Nate Eckert: Main Course: New Belgium Tart Lychee – Personally going to give it a shot this year during the main event. Despite the fruit, it is not overly sweet and the sourness is far from overwhelming. Has an overall crispness which should lend itself helpful against all of the heavy, rich dishes. Stillwater Artisanal Stateside Saison – Have done this in years past and was never disappointed. Citrus, spice, a bit of honey and bitterness – it's all there. Dessert: Allagash Curieux – The aging of this tripel in Jim Beam barrels adds a nice subtly of vanilla and bourbon, setting it up to pair perfectly with most desserts from apple pie to cheesecake. Port City Porter – Would like something local and the complex malt character with roasted notes make it a great option for pies, ice cream, etc.

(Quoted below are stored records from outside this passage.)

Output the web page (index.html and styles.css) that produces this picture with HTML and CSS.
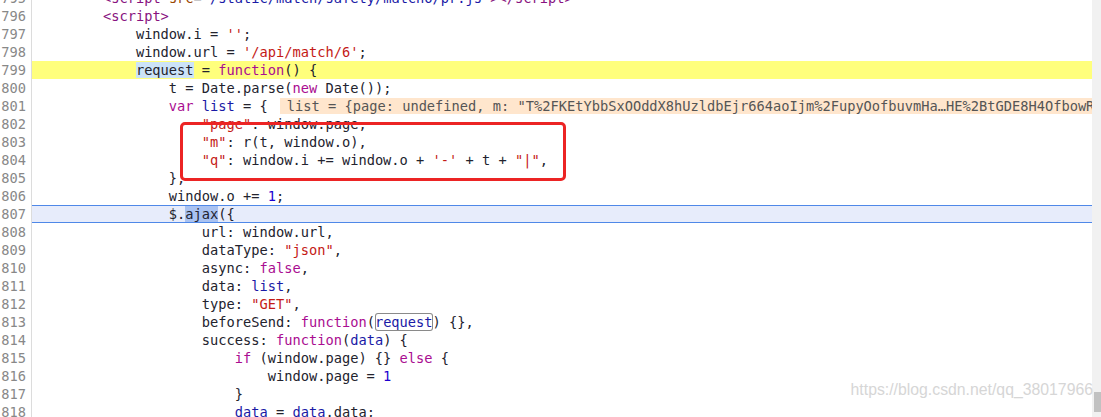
FILE: index.html
```html
<!DOCTYPE html>
<html lang="en">
<head>
    <meta charset="UTF-8">
    <title>Sources - pr.js</title>
    <link rel="stylesheet" href="styles.css">
</head>
<body>
    <div class="page">
        <div class="editor">
            <div class="row"><span class="num">795</span><span class="src">        <span class="t">&lt;script</span> <span class="a">src</span>=<span class="av">"/static/match/safety/match6/pr.js"</span><span class="t">&gt;&lt;/script&gt;</span></span></div>
            <div class="row"><span class="num">796</span><span class="src">        <span class="t">&lt;script&gt;</span></span></div>
            <div class="row"><span class="num">797</span><span class="src">            window.i = <span class="s">''</span>;</span></div>
            <div class="row"><span class="num">798</span><span class="src">            window.url = <span class="s">'/api/match/6'</span>;</span></div>
            <div class="row"><span class="num">799</span><span class="src exec">            <span class="sel">request</span> = <span class="k">function</span>() {</span></div>
            <div class="row"><span class="num">800</span><span class="src">                t = Date.parse(<span class="k">new</span> Date());</span></div>
            <div class="row"><span class="num">801</span><span class="src">                <span class="k">var</span> <span class="d">list</span> = {<span class="inline-value">list = {page: undefined, m: "T%2FKEtYbbSxOOddX8hUzldbEjr664aoIjm%2FupyOofbuvmHa…HE%2BtGDE8H4OfbowR</span></span></div>
            <div class="row"><span class="num">802</span><span class="src">                    <span class="s">"page"</span>: window.page,</span></div>
            <div class="row"><span class="num">803</span><span class="src">                    <span class="s">"m"</span>: r(t, window.o),</span></div>
            <div class="row"><span class="num">804</span><span class="src">                    <span class="s">"q"</span>: window.i += window.o + <span class="s">'-'</span> + t + <span class="s">"|"</span>,</span></div>
            <div class="row"><span class="num">805</span><span class="src">                },</span></div>
            <div class="row"><span class="num">806</span><span class="src">                window.o += <span class="n">1</span>;</span></div>
            <div class="row"><span class="num">807</span><span class="src current">                $.<span class="hit">ajax</span>({</span></div>
            <div class="row"><span class="num">808</span><span class="src">                    url: window.url,</span></div>
            <div class="row"><span class="num">809</span><span class="src">                    dataType: <span class="s">"json"</span>,</span></div>
            <div class="row"><span class="num">810</span><span class="src">                    async: <span class="k">false</span>,</span></div>
            <div class="row"><span class="num">811</span><span class="src">                    data: <span class="d">list</span>,</span></div>
            <div class="row"><span class="num">812</span><span class="src">                    type: <span class="s">"GET"</span>,</span></div>
            <div class="row"><span class="num">813</span><span class="src">                    beforeSend: <span class="k">function</span>(<span class="d boxed">request</span>) {},</span></div>
            <div class="row"><span class="num">814</span><span class="src">                    success: <span class="k">function</span>(<span class="d">data</span>) {</span></div>
            <div class="row"><span class="num">815</span><span class="src">                        <span class="k">if</span> (window.page) {} <span class="k">else</span> {</span></div>
            <div class="row"><span class="num">816</span><span class="src">                            window.page = <span class="n">1</span></span></div>
            <div class="row"><span class="num">817</span><span class="src">                        }</span></div>
            <div class="row"><span class="num">818</span><span class="src">                        <span class="d">data</span> = <span class="d">data</span>.data;</span></div>
        </div>
        <div class="scrollbar"><div class="thumb"></div></div>
    </div>
    <div class="mark"></div>
    <div class="watermark">https://blog.csdn.net/qq_38017966</div>
</body>
</html>
```

FILE: styles.css
```css
html, body {
    margin: 0;
    padding: 0;
    background-color: white;
    overflow: hidden;
}
body {
    width: 1101px;
    height: 417px;
    position: relative;
}
.page {
    display: flex;
    height: 417px;
    overflow: hidden;
}
.editor {
    flex: 1;
    margin-top: -11px;
    overflow: hidden;
    font-family: "DejaVu Sans Mono", monospace;
    font-size: 13.7px;
    color: #23232e;
}
.row {
    display: flex;
    height: 18px;
    line-height: 18px;
}
.num {
    flex: none;
    width: 32px;
    box-sizing: border-box;
    padding-right: 5px;
    border-right: 1px solid #dcdcdc;
    text-align: right;
    color: #888;
}
.src {
    flex: 1;
    padding-left: 5px;
    white-space: pre;
    overflow: hidden;
}
.exec {
    background-color: #ffff7c;
}
.current {
    background-color: #e7ecfb;
    box-shadow: inset 0 1px #4f88e8, inset 0 -1px #4f88e8;
}
.sel {
    background-color: #cce3f8;
}
.hit {
    background-color: #a9c2f1;
}
.boxed {
    display: inline-block;
    border-radius: 3px;
    box-shadow: inset 0 0 0 1px #8a8a8a;
}
.inline-value {
    display: inline-block;
    margin-left: 12px;
    padding: 0 7px;
    height: 16px;
    line-height: 16px;
    vertical-align: top;
    margin-top: 1px;
    background-color: #ffe6cd;
    color: #555;
}
.t { color: #881280; }
.a { color: #994500; }
.av { color: #1a1aa6; }
.k { color: #aa0d91; }
.s { color: #c41a16; }
.n { color: #1c00cf; }
.d { color: #1a1aa6; }
.scrollbar {
    flex: none;
    width: 9px;
    background-color: #f1f1f1;
    display: flex;
    flex-direction: column;
    justify-content: flex-end;
    align-items: flex-end;
    padding-bottom: 5px;
    box-sizing: border-box;
}
.thumb {
    width: 7px;
    height: 20px;
    background-color: #c1c1c1;
}
.mark {
    position: absolute;
    left: 180px;
    top: 122px;
    width: 386px;
    height: 59px;
    box-sizing: border-box;
    border: 3px solid #ec2424;
    border-radius: 5px;
}
.watermark {
    position: absolute;
    right: 8px;
    top: 381px;
    font-family: "Liberation Sans", Arial, sans-serif;
    font-size: 15.8px;
    color: #d6d6d6;
}
```
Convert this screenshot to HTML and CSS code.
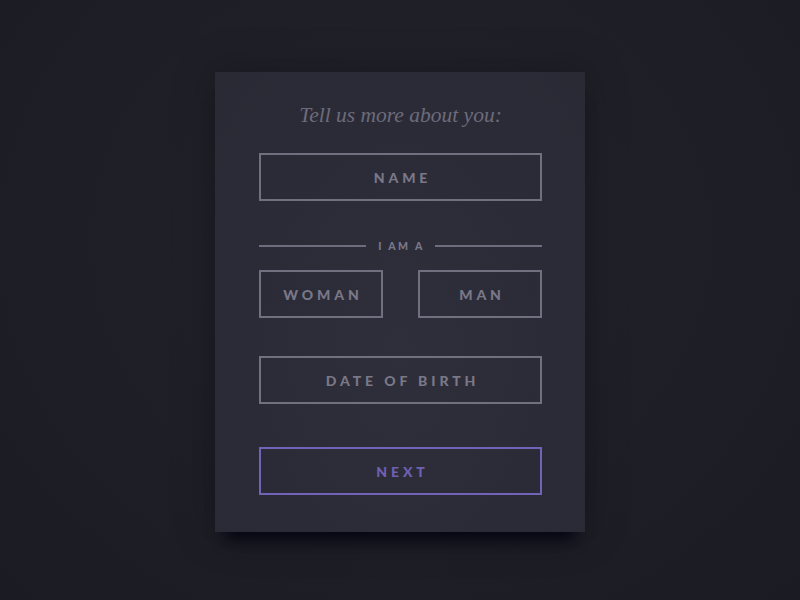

Bill: By way of offering some actual beer advice, let me riff on what some of my colleagues above had to say. Stillwater Cellar Door and Stateside Saison will both make appearances at my table this year, as will Dogfish Head Indian Brown Ale. For dessert, well, I don't really like dessert, so I recommend trying to find some kind of sour (check Connecticut Avenue Wine and Spirits). Try Duchesse de Bourgogne or, if you get really lucky and it's there, Drie Fonteinen Oude Gueuze or Kriek.
And there you have it, folks. Our recommendations! We hope you all have a happy, safe, successful Thanksgiving. We're grateful for all of you as readers and for our chance to drink (and write about) the finest craft beer in the #dcbrews scene. Cheers!